Calcium supplements have also been linked to lower body weight and decreased weight gain. Their positive effects on body composition occur by decreasing the production of parathyroid hormone and active vitamin D, which therefore increases the breakdown of fat. Calcium can also bind to dietary fat in the digestive tract, preventing the absorption of fat into the body. Some research has shown that calcium supplements can aid in weight-loss for obese individuals following low-calorie diets, but more trials are necessary to better understand the effects of calcium on weight-loss and body composition.
The body burns extra calories after a meal in addition to the calories expended during rest. This calorie-burning is known as the thermic effect of food (TEF) and it represents approximately ten to fifteen percent of total energy we burn up on a daily basis.
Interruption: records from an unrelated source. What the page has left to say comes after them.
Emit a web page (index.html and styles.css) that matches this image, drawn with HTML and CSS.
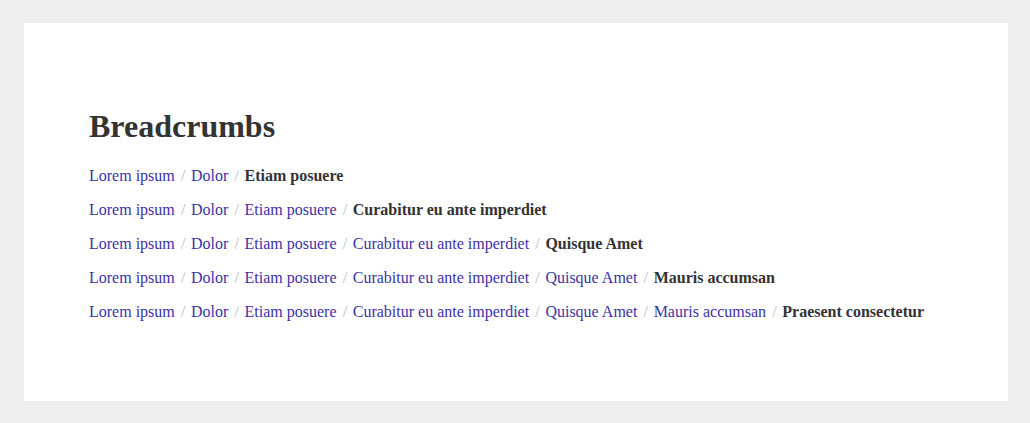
FILE: index.html
```html
<!DOCTYPE html>
<html lang="en">
<head>
<meta charset="utf-8">
<title>Breadcrumbs</title>
<link rel="stylesheet" href="styles.css">
</head>
<body>
<main class="panel">
  <h1 class="title">Breadcrumbs</h1>
  <div class="rows">
    <ol class="breadcrumb">
      <li><a href="#">Lorem ipsum</a></li>
      <li><a href="#">Dolor</a></li>
      <li class="active">Etiam posuere</li>
    </ol>
    <ol class="breadcrumb">
      <li><a href="#">Lorem ipsum</a></li>
      <li><a href="#">Dolor</a></li>
      <li><a href="#">Etiam posuere</a></li>
      <li class="active">Curabitur eu ante imperdiet</li>
    </ol>
    <ol class="breadcrumb">
      <li><a href="#">Lorem ipsum</a></li>
      <li><a href="#">Dolor</a></li>
      <li><a href="#">Etiam posuere</a></li>
      <li><a href="#">Curabitur eu ante imperdiet</a></li>
      <li class="active">Quisque Amet</li>
    </ol>
    <ol class="breadcrumb">
      <li><a href="#">Lorem ipsum</a></li>
      <li><a href="#">Dolor</a></li>
      <li><a href="#">Etiam posuere</a></li>
      <li><a href="#">Curabitur eu ante imperdiet</a></li>
      <li><a href="#">Quisque Amet</a></li>
      <li class="active">Mauris accumsan</li>
    </ol>
    <ol class="breadcrumb">
      <li><a href="#">Lorem ipsum</a></li>
      <li><a href="#">Dolor</a></li>
      <li><a href="#">Etiam posuere</a></li>
      <li><a href="#">Curabitur eu ante imperdiet</a></li>
      <li><a href="#">Quisque Amet</a></li>
      <li><a href="#">Mauris accumsan</a></li>
      <li class="active">Praesent consectetur</li>
    </ol>
  </div>
</main>
</body>
</html>
```

FILE: styles.css
```css
html, body {
  margin: 0;
  padding: 0;
}

body {
  background: #eeeeee;
  padding: 23px 22px 22px 24px;
  font-family: "Liberation Serif", "Times New Roman", serif;
  font-size: 16px;
  color: #333333;
}

.panel {
  background: #ffffff;
  padding: 64px 64px 64px 65px;
}

.title {
  margin: 21px 0 19px;
  font-size: 32px;
  line-height: 37px;
  font-weight: bold;
  color: #333333;
}

.rows {
  display: flex;
  flex-direction: column;
  gap: 10px;
  margin-bottom: 13px;
}

.breadcrumb {
  display: flex;
  list-style: none;
  margin: 0;
  padding: 0;
  line-height: 24px;
  white-space: nowrap;
}

.breadcrumb li + li::before {
  content: "/";
  padding: 0 5.6px 0 6.2px;
  color: #bbbbbb;
  font-weight: normal;
}

.breadcrumb a {
  color: #3d32a6;
  text-decoration: none;
}

.breadcrumb .active {
  font-weight: bold;
  color: #333333;
}
```
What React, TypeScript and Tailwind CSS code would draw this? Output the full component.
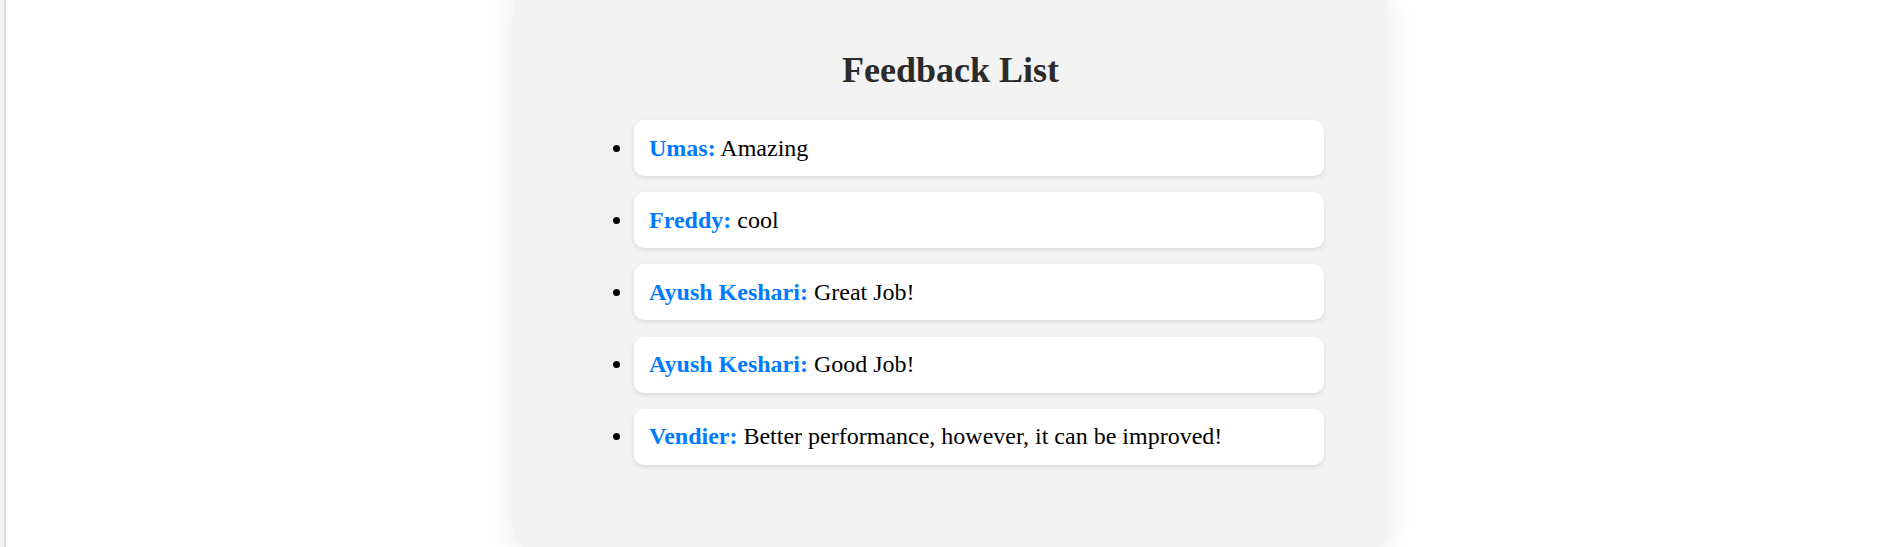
const feedback = [
  { name: 'Umas', text: 'Amazing' },
  { name: 'Freddy', text: 'cool' },
  { name: 'Ayush Keshari', text: 'Great Job!' },
  { name: 'Ayush Keshari', text: 'Good Job!' },
  { name: 'Vendier', text: 'Better performance, however, it can be improved!' },
];

export default function App() {
  return (
    <div className="flex h-[547px] w-full overflow-hidden bg-white font-['Liberation_Serif',serif]">
      {/* left edge strip */}
      <div className="w-[4px] shrink-0 bg-[#f5f5f5]" />
      <div className="w-[2px] shrink-0 bg-[#dcdcdc]" />

      <div className="flex flex-1 justify-center pl-[4px]">
        <div className="h-[549px] w-[873px] shrink-0 rounded-b-[16px] bg-[#f3f3f3] pt-[49px] shadow-[0_0_30px_rgba(0,0,0,0.1)]">
          <h2 className="mb-[29px] text-center text-[36px] font-bold leading-[normal] text-[#2b2b2b]">
            Feedback List
          </h2>
          <ul className="ml-[120px] mr-[63px] flex list-disc flex-col gap-[16.2px] text-[24px] leading-[normal] text-black">
            {feedback.map((f, i) => (
              <li
                key={i}
                className="rounded-[10px] bg-white px-[15px] py-[14.5px] shadow-[0_2px_5px_rgba(0,0,0,0.1)]"
              >
                <span className="font-bold text-[#007bff]">{f.name}:</span> {f.text}
              </li>
            ))}
          </ul>
        </div>
      </div>
    </div>
  );
}
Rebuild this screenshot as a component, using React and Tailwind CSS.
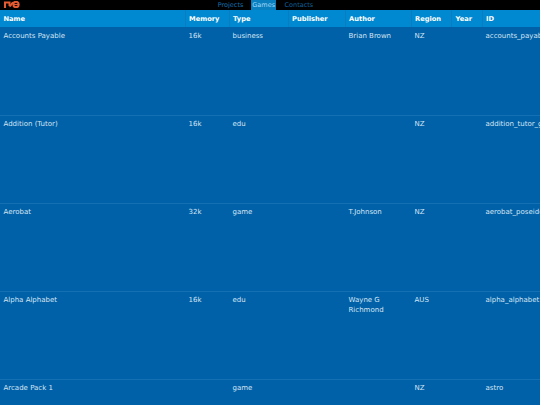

This can be determined by measuring the increase in metabolism after a meal is eaten. TEF is influenced by genetics, the body's resistance to insulin, and the level and frequency of daily exertion. Reducing the TEF causes weight gain. The effects of bitter orange (Citrus aurantium) as a dietary weight-loss supplement have been shown to increase the amount of calories burned after a meal, therefore increasing the TEF, possibly increasing the potential for weight-loss.
Historically, the outer peel of bitter orange has been used to treat indigestion and diarrhea and has provided stimulation for the nervous system. The active components of the supplement include synephrine and octopamine, which are both similar in chemical structure to adrenaline. Studies show that when administered on its own, bitter orange does not display significant changes in blood pressure or heart rate. Results also suggest that TEF differs with regards to gender and bitter orange is more useful in women. Studies including combination supplements, in which the bitter orange was combined with caffeine, caused a considerable rise in blood pressure. Few studies have actually assessed the safety and value of bitter orange as a weight-loss aid. More studies are necessary to promote Citrus aurantium as a dietary weight-loss supplement.
These dietary supplements and many others are being used today without recommendation and sufficient evidence of improving body function and composition. It is crucial to understand the processes of the human body and the effects that these supplements have on them before educated decisions can be made about their safety and effectiveness.